▶ **INSTRUCTIONS FOR THE TASK**
It is required that the lines from the top of the listing through the line with "const LIGHT = '#a8e3c3'" be reproduced exactly, excluding pictures.

▶ **DATA SECTION**
###

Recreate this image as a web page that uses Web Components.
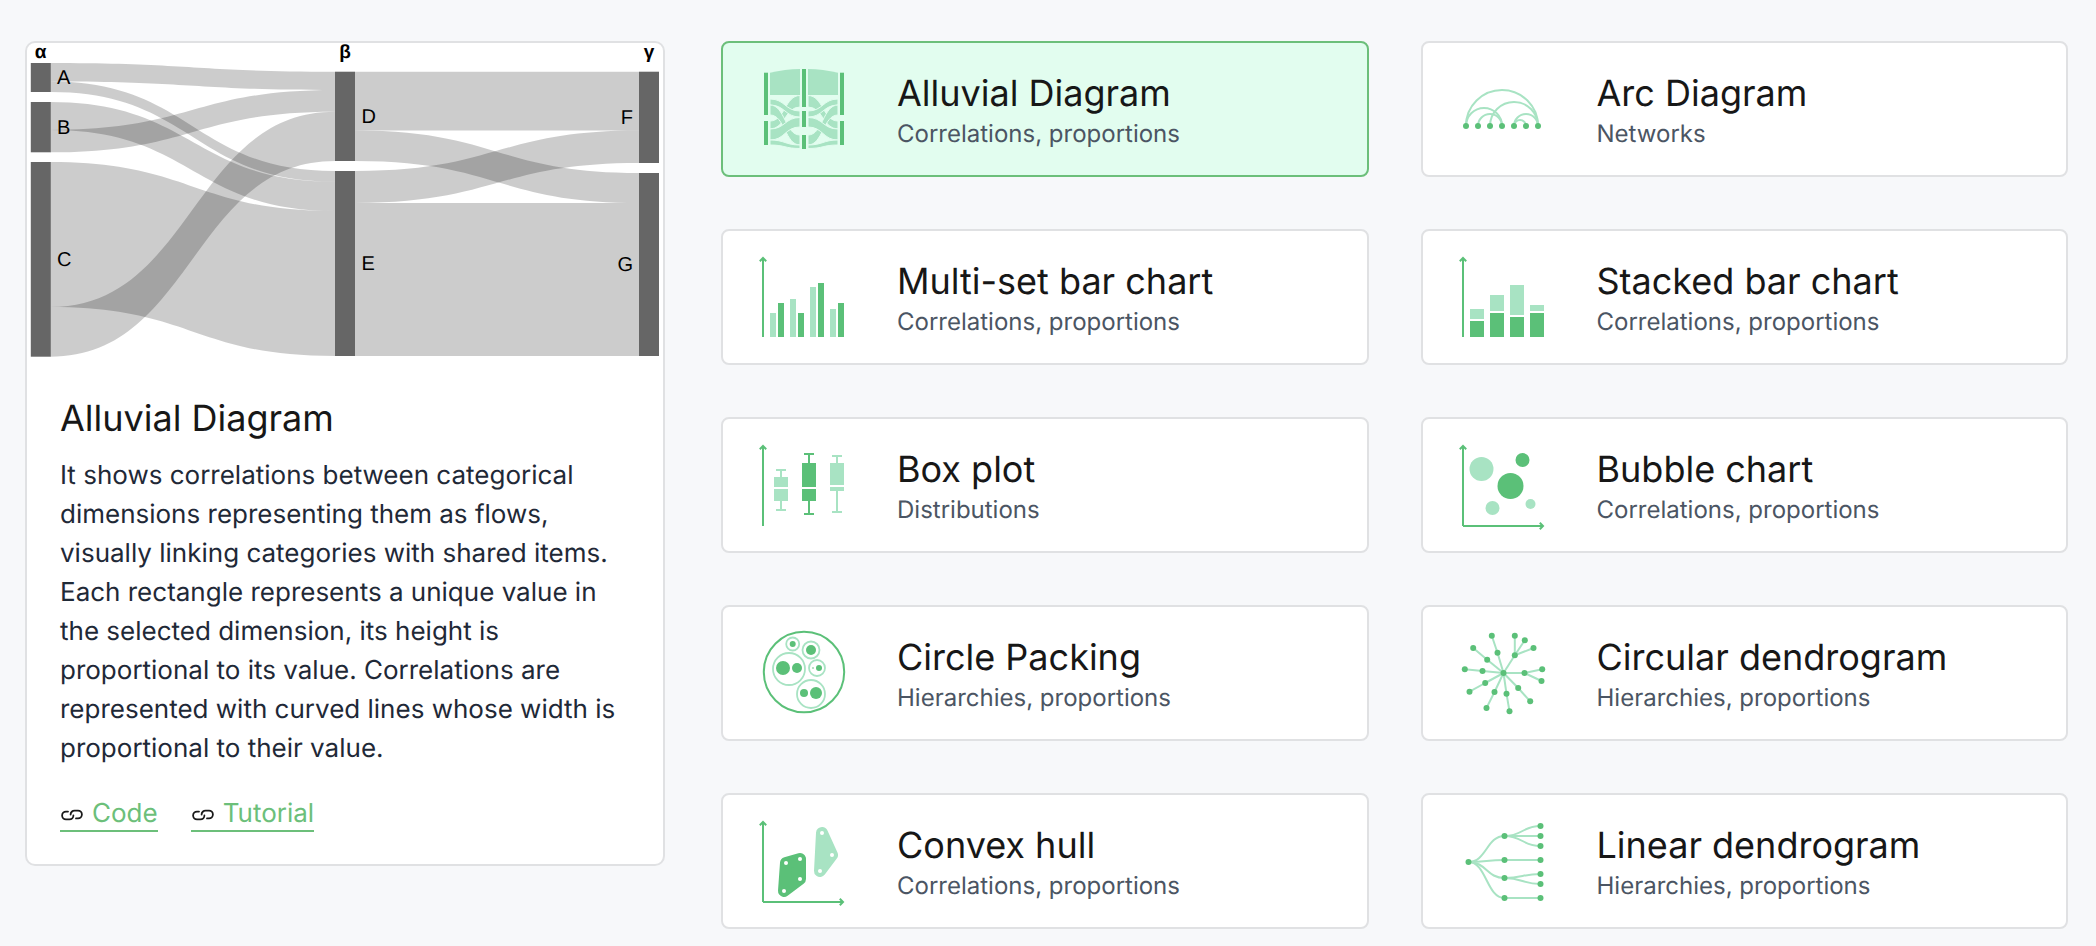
<!DOCTYPE html>
<html lang="en">
<head>
<meta charset="utf-8">
<title>Charts</title>
<style>
  html, body { margin: 0; padding: 0; background: #f7f8fa; overflow: hidden; }
</style>
</head>
<body>
<chart-page>
  <info-panel slot="info">
    <sankey-chart slot="chart"></sankey-chart>
    <span slot="title">Alluvial Diagram</span>
    It shows correlations between categorical dimensions representing them as flows, visually linking categories with shared items. Each rectangle represents a unique value in the selected dimension, its height is proportional to its value. Correlations are represented with curved lines whose width is proportional to their value.
    <link-chip slot="links">Code</link-chip>
    <link-chip slot="links">Tutorial</link-chip>
  </info-panel>
  <chart-card icon="alluvial" active>Alluvial Diagram<span slot="tags">Correlations, proportions</span></chart-card>
  <chart-card icon="arc">Arc Diagram<span slot="tags">Networks</span></chart-card>
  <chart-card icon="multiset">Multi-set bar chart<span slot="tags">Correlations, proportions</span></chart-card>
  <chart-card icon="stacked">Stacked bar chart<span slot="tags">Correlations, proportions</span></chart-card>
  <chart-card icon="box">Box plot<span slot="tags">Distributions</span></chart-card>
  <chart-card icon="bubble">Bubble chart<span slot="tags">Correlations, proportions</span></chart-card>
  <chart-card icon="packing">Circle Packing<span slot="tags">Hierarchies, proportions</span></chart-card>
  <chart-card icon="circular">Circular dendrogram<span slot="tags">Hierarchies, proportions</span></chart-card>
  <chart-card icon="hull">Convex hull<span slot="tags">Correlations, proportions</span></chart-card>
  <chart-card icon="linear">Linear dendrogram<span slot="tags">Hierarchies, proportions</span></chart-card>
</chart-page>

<script>
const DARK = '#5bc078'
const LIGHT = '#a8e3c3'

const rect = (x, y, w, h, fill) => `<rect x="${x}" y="${y}" width="${w}" height="${h}" fill="${fill}"/>`
const dot = (x, y, r, fill = DARK) => `<circle cx="${x}" cy="${y}" r="${r}" fill="${fill}"/>`
const ring = (x, y, r) => `<circle cx="${x}" cy="${y}" r="${r}" fill="none" stroke="${LIGHT}" stroke-width="1.8"/>`
const line = (x1, y1, x2, y2, stroke = LIGHT, w = 2) =>
  `<line x1="${x1}" y1="${y1}" x2="${x2}" y2="${y2}" stroke="${stroke}" stroke-width="${w}"/>`

const axisY = (h = 80) => line(0, 1, 0, h, DARK, 2) +
  `<path d="M-3.2 4.2 L0 1 L3.2 4.2" fill="none" stroke="${DARK}" stroke-width="2"/>`
const axisX = `<path d="M0 81 H80" stroke="${DARK}" stroke-width="2" fill="none"/>` +
  `<path d="M76.8 77.8 L80 81 L76.8 84.2" fill="none" stroke="${DARK}" stroke-width="2"/>`

const arc = (a, b) => {
  const r = (b - a) / 2
  return `<path d="M${a} 57 A${r} ${r} 0 0 1 ${b} 57" fill="none" stroke="${LIGHT}" stroke-width="2"/>`
}

const band = (x0, a0, b0, x1, a1, b1) => {
  const m = (x0 + x1) / 2
  return `<path d="M${x0} ${a0} C${m} ${a0} ${m} ${a1} ${x1} ${a1} L${x1} ${b1} C${m} ${b1} ${m} ${b0} ${x0} ${b0} Z" ` +
    `fill="${LIGHT}" stroke="#e2fdef" stroke-width="1"/>`
}

const curve = (x0, y0, x1, y1) => {
  const m = (x0 + x1) / 2
  return `<path d="M${x0} ${y0} C${m} ${y0} ${m} ${y1} ${x1} ${y1}" fill="none" stroke="${LIGHT}" stroke-width="2"/>`
}

const box = (x, top, bottom, capTop, capBottom, cut0, cut1, fill) => {
  const c = x + 7
  return line(c, capTop, c, top, fill, 2) + line(c - 5, capTop, c + 5, capTop, fill, 2) +
    line(c, bottom, c, capBottom, fill, 2) + line(c - 5, capBottom, c + 5, capBottom, fill, 2) +
    rect(x, top, 14, cut0 - top, fill) + rect(x, cut1, 14, bottom - cut1, fill)
}

const radial = [
  [34.5, 19.7, [[28.8, 2.7]]],
  [51.8, 22.3, [[51.8, 2.7], [61.8, 7.3], [70.5, 15]]],
  [24.2, 26.7, [[10.2, 15]]],
  [19.5, 38, [[1.8, 36.3]]],
  [22.2, 50, [[6.5, 58.7]]],
  [31.5, 59, [[23.5, 75]]],
  [43.5, 60.7, [[46.5, 78.3]]],
  [55.2, 55, [[67.2, 68.3]]],
  [61.5, 40, [[79.2, 36.3], [78.5, 48]]]
]

const tree = [
  [15, [5, 15, 25]],
  [39, [39]],
  [57, [53, 63]],
  [77, [77]]
]

// five flows on each side of the middle bar, the right side mirrors the left
const iconFlows = [
  [52, 60, 26.5, 38],
  [30, 36, 42, 48],
  [36, 46, 66, 76],
  [60, 71, 48.5, 58],
  [71, 76, 76, 79.5]
]

const ICONS = {
  alluvial:
    `<path d="M7 3.7 C17 1.5 27 0 37 0 V26 H7 Z" fill="${LIGHT}"/>` +
    `<path d="M45 0 C55 0 65 1.5 75 3.7 V26 H45 Z" fill="${LIGHT}"/>` +
    iconFlows.map(f => band(7, f[0], f[1], 37, f[2], f[3]) + band(45, f[2], f[3], 75, f[0], f[1])).join('') +
    rect(1, 3.7, 4, 42.3, DARK) + rect(1, 52, 4, 24, DARK) +
    rect(39, 0, 4, 38, DARK) + rect(39, 42, 4, 16, DARK) + rect(39, 66, 4, 14, DARK) +
    rect(77, 3.7, 4, 42.3, DARK) + rect(77, 52, 4, 24, DARK),
  arc:
    arc(3, 75) + arc(3, 39) + arc(15, 39) + arc(27, 75) + arc(51, 75) + arc(51, 63) +
    [3, 15, 27, 39, 51, 63, 75].map(x => dot(x, 57, 3)).join(''),
  multiset:
    axisY() +
    [[7, 56, LIGHT], [15, 46, DARK], [27, 42, LIGHT], [35, 56, DARK], [47, 30, LIGHT], [55, 26, DARK], [67, 52, LIGHT], [75, 46, DARK]]
      .map(([x, y, c]) => rect(x, y, 6, 80 - y, c)).join(''),
  stacked:
    axisY() +
    rect(7, 64, 14, 16, DARK) + rect(7, 52, 14, 10, LIGHT) +
    rect(27, 56, 14, 24, DARK) + rect(27, 38, 14, 16, LIGHT) +
    rect(47, 60, 14, 20, DARK) + rect(47, 28, 14, 30, LIGHT) +
    rect(67, 56, 14, 24, DARK) + rect(67, 48, 14, 6, LIGHT),
  box:
    axisY(81) +
    box(11, 32, 56, 25, 65, 42, 44, LIGHT) +
    box(39, 18, 56, 9, 69, 42, 44, DARK) +
    box(67, 18, 46, 11, 67, 40, 42, LIGHT),
  bubble:
    axisY(81) + axisX +
    dot(18.5, 24, 12, LIGHT) + dot(59.5, 15, 7) + dot(47.5, 41, 13) + dot(29.5, 63, 7, LIGHT) + dot(67.5, 59, 5, LIGHT),
  packing:
    `<circle cx="41" cy="39" r="40.2" fill="none" stroke="${DARK}" stroke-width="2"/>` +
    ring(29.7, 11, 6.5) + dot(29.7, 11, 3) +
    ring(48, 17, 8.5) + dot(48, 17, 5) +
    ring(26, 36, 16) + dot(20, 35, 7) + dot(34, 35, 5) +
    ring(54, 35, 8) + dot(56, 35, 3) + dot(50, 35, 0.8) +
    ring(48, 61, 14) + dot(41, 60, 4) + dot(53, 60, 6),
  circular:
    radial.map(([x, y, kids]) => line(40.5, 40, x, y) + kids.map(k => line(x, y, k[0], k[1])).join('')).join('') +
    radial.map(([x, y, kids]) => dot(x, y, 3) + kids.map(k => dot(k[0], k[1], 3)).join('')).join('') +
    dot(40.5, 40, 3),
  hull:
    axisY(81) + axisX +
    `<polygon points="23,42 37,38 37,58 21,70" fill="${DARK}" stroke="${DARK}" stroke-width="12" stroke-linejoin="round"/>` +
    `<polygon points="59,12 69,34 57,50" fill="${LIGHT}" stroke="${LIGHT}" stroke-width="12" stroke-linejoin="round"/>` +
    [[23, 42], [37, 38], [37, 58], [21, 70], [59, 12], [69, 34], [57, 50]].map(p => dot(p[0], p[1], 2, '#fff')).join(''),
  linear:
    tree.map(([y, kids]) => curve(5.5, 41, 41.5, y) + kids.map(k => curve(41.5, y, 77.5, k)).join('')).join('') +
    dot(5.5, 41, 3) +
    tree.map(([y, kids]) => dot(41.5, y, 3) + kids.map(k => dot(77.5, k, 3)).join('')).join('')
}

class ChartPage extends HTMLElement {
  constructor(){
    super()
    this.attachShadow({mode: 'open'}).innerHTML = `
      <style>
        :host {
          display: grid;
          grid-template-columns: 640px 1fr;
          column-gap: 56px;
          padding: 41px 28px 0 25px;
          align-items: start;
          font-family: Inter, "Liberation Sans", sans-serif;
          text-rendering: geometricPrecision;
        }
        .cards {
          display: grid;
          grid-template-columns: 1fr 1fr;
          gap: 52px;
        }
      </style>
      <slot name="info"></slot>
      <div class="cards"><slot></slot></div>
    `
  }
}

class InfoPanel extends HTMLElement {
  constructor(){
    super()
    this.attachShadow({mode: 'open'}).innerHTML = `
      <style>
        :host {
          display: block;
          box-sizing: border-box;
          height: 825px;
          background: #fff;
          border: 2px solid #e0e1e3;
          border-radius: 10px;
        }
        .text { padding: 31px 32px 0 33px; }
        h2 {
          margin: 0 0 16px;
          font-size: 36px;
          line-height: 44px;
          font-weight: 400;
          color: #171717;
        }
        p {
          margin: 0;
          font-size: 26px;
          line-height: 39px;
          color: #1f2937;
        }
        .links {
          display: flex;
          gap: 33px;
          margin-top: 29px;
        }
      </style>
      <slot name="chart"></slot>
      <div class="text">
        <h2><slot name="title"></slot></h2>
        <p><slot></slot></p>
        <div class="links"><slot name="links"></slot></div>
      </div>
    `
  }
}

class LinkChip extends HTMLElement {
  constructor(){
    super()
    this.attachShadow({mode: 'open'}).innerHTML = `
      <style>
        :host {
          display: inline-flex;
          align-items: center;
          gap: 8px;
          font-size: 26px;
          line-height: 33px;
          color: #6cbf7a;
          border-bottom: 2px solid #6cbf7a;
        }
        svg { display: block; margin-top: 3px; }
      </style>
      <svg width="24" height="12" viewBox="0 0 24 12" fill="none" stroke="#1a1a1a" stroke-width="1.8" stroke-linecap="round">
        <path d="M8 2.6 H6 A3.9 3.9 0 0 0 6 10.4 H9.5 A3.9 3.9 0 0 0 13.4 6.5"/>
        <path d="M16 9.4 H18 A3.9 3.9 0 0 0 18 1.6 H14.5 A3.9 3.9 0 0 0 10.6 5.5"/>
      </svg>
      <slot></slot>
    `
  }
}

class ChartCard extends HTMLElement {
  constructor(){
    super()
    this.attachShadow({mode: 'open'}).innerHTML = `
      <style>
        :host {
          display: flex;
          align-items: center;
          box-sizing: border-box;
          height: 136px;
          padding-left: 36px;
          gap: 50px;
          background: #fff;
          border: 2px solid #e0e1e3;
          border-radius: 8px;
        }
        :host([active]) {
          background: #e2fdef;
          border-color: #6cbf7a;
        }
        svg { display: block; flex: none; overflow: visible; }
        .text { margin-top: 3px; }
        .name {
          font-size: 36px;
          line-height: 44px;
          color: #171717;
        }
        .tags {
          margin-top: 3px;
          font-size: 24px;
          line-height: 32px;
          color: #4b5563;
        }
      </style>
      <svg width="88" height="88" viewBox="-4 -4 88 88"></svg>
      <div class="text">
        <div class="name"><slot></slot></div>
        <div class="tags"><slot name="tags"></slot></div>
      </div>
    `
  }

  connectedCallback(){
    this.shadowRoot.querySelector('svg').innerHTML = ICONS[this.getAttribute('icon')] || ''
  }
}

// nodes and flows are in page pixels, the viewBox starts at the inside of the panel
const link = (x0, a0, b0, x1, a1, b1) => {
  const m = (x0 + x1) / 2
  return `<path d="M${x0} ${a0} C${m} ${a0} ${m} ${a1} ${x1} ${a1} L${x1} ${b1} C${m} ${b1} ${m} ${b0} ${x0} ${b0} Z"/>`
}

class SankeyChart extends HTMLElement {
  constructor(){
    super()
    const X0 = 50.4, X1 = 335, X2 = 355, X3 = 639
    const flows = [
      [X0, 63, 81.5, X1, 71.7, 90],
      [X0, 81.5, 92, X1, 171, 181.7],
      [X0, 102, 130, X1, 181.7, 211],
      [X0, 130, 152.3, X1, 90, 111.7],
      [X0, 162, 307, X1, 211, 356],
      [X0, 307, 356.7, X1, 111.7, 161],
      [X2, 71.7, 130.5, X3, 71.7, 130.5],
      [X2, 130.5, 161, X3, 173, 203],
      [X2, 171, 203, X3, 130.5, 163],
      [X2, 203, 356, X3, 203, 356]
    ]
    const nodes = [
      [30.8, 63, 92], [30.8, 102, 152.3], [30.8, 162, 356.7],
      [335, 71.7, 161], [335, 171, 356],
      [639, 71.7, 163], [639, 173, 356]
    ]
    const labels = [
      ['A', 57, 84, 'start'], ['B', 57, 134, 'start'], ['C', 57, 266, 'start'],
      ['D', 361.6, 123, 'start'], ['E', 361.6, 270, 'start'],
      ['F', 633, 124, 'end'], ['G', 633, 271, 'end']
    ]
    const heads = [['α', 40.6], ['β', 345], ['γ', 649]]
    this.attachShadow({mode: 'open'}).innerHTML = `
      <style>
        :host { display: block; }
        svg { display: block; margin-top: -3px; overflow: visible; font-family: "Liberation Sans", Arial, sans-serif; }
        .flows { fill: #000; fill-opacity: .2; }
        .label { font-size: 20px; fill: #000; }
        .head { font-size: 19px; font-weight: 700; fill: #000; text-anchor: middle; }
      </style>
      <svg width="636" height="325" viewBox="27 40 636 325">
        <g class="flows">${flows.map(f => link(...f)).join('')}</g>
        ${nodes.map(n => rect(n[0], n[1], 20, n[2] - n[1], '#666')).join('')}
        ${labels.map(l => `<text class="label" x="${l[1]}" y="${l[2]}" text-anchor="${l[3]}">${l[0]}</text>`).join('')}
        ${heads.map(h => `<text class="head" x="${h[1]}" y="58">${h[0]}</text>`).join('')}
      </svg>
    `
  }
}

customElements.define('chart-page', ChartPage)
customElements.define('info-panel', InfoPanel)
customElements.define('link-chip', LinkChip)
customElements.define('chart-card', ChartCard)
customElements.define('sankey-chart', SankeyChart)
</script>
</body>
</html>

###

▶ **ANSWER TO THE TASK**
Recreate this image as a web page that uses Web Components.
<!DOCTYPE html>
<html lang="en">
<head>
<meta charset="utf-8">
<title>Charts</title>
<style>
  html, body { margin: 0; padding: 0; background: #f7f8fa; overflow: hidden; }
</style>
</head>
<body>
<chart-page>
  <info-panel slot="info">
    <sankey-chart slot="chart"></sankey-chart>
    <span slot="title">Alluvial Diagram</span>
    It shows correlations between categorical dimensions representing them as flows, visually linking categories with shared items. Each rectangle represents a unique value in the selected dimension, its height is proportional to its value. Correlations are represented with curved lines whose width is proportional to their value.
    <link-chip slot="links">Code</link-chip>
    <link-chip slot="links">Tutorial</link-chip>
  </info-panel>
  <chart-card icon="alluvial" active>Alluvial Diagram<span slot="tags">Correlations, proportions</span></chart-card>
  <chart-card icon="arc">Arc Diagram<span slot="tags">Networks</span></chart-card>
  <chart-card icon="multiset">Multi-set bar chart<span slot="tags">Correlations, proportions</span></chart-card>
  <chart-card icon="stacked">Stacked bar chart<span slot="tags">Correlations, proportions</span></chart-card>
  <chart-card icon="box">Box plot<span slot="tags">Distributions</span></chart-card>
  <chart-card icon="bubble">Bubble chart<span slot="tags">Correlations, proportions</span></chart-card>
  <chart-card icon="packing">Circle Packing<span slot="tags">Hierarchies, proportions</span></chart-card>
  <chart-card icon="circular">Circular dendrogram<span slot="tags">Hierarchies, proportions</span></chart-card>
  <chart-card icon="hull">Convex hull<span slot="tags">Correlations, proportions</span></chart-card>
  <chart-card icon="linear">Linear dendrogram<span slot="tags">Hierarchies, proportions</span></chart-card>
</chart-page>

<script>
const DARK = '#5bc078'
const LIGHT = '#a8e3c3'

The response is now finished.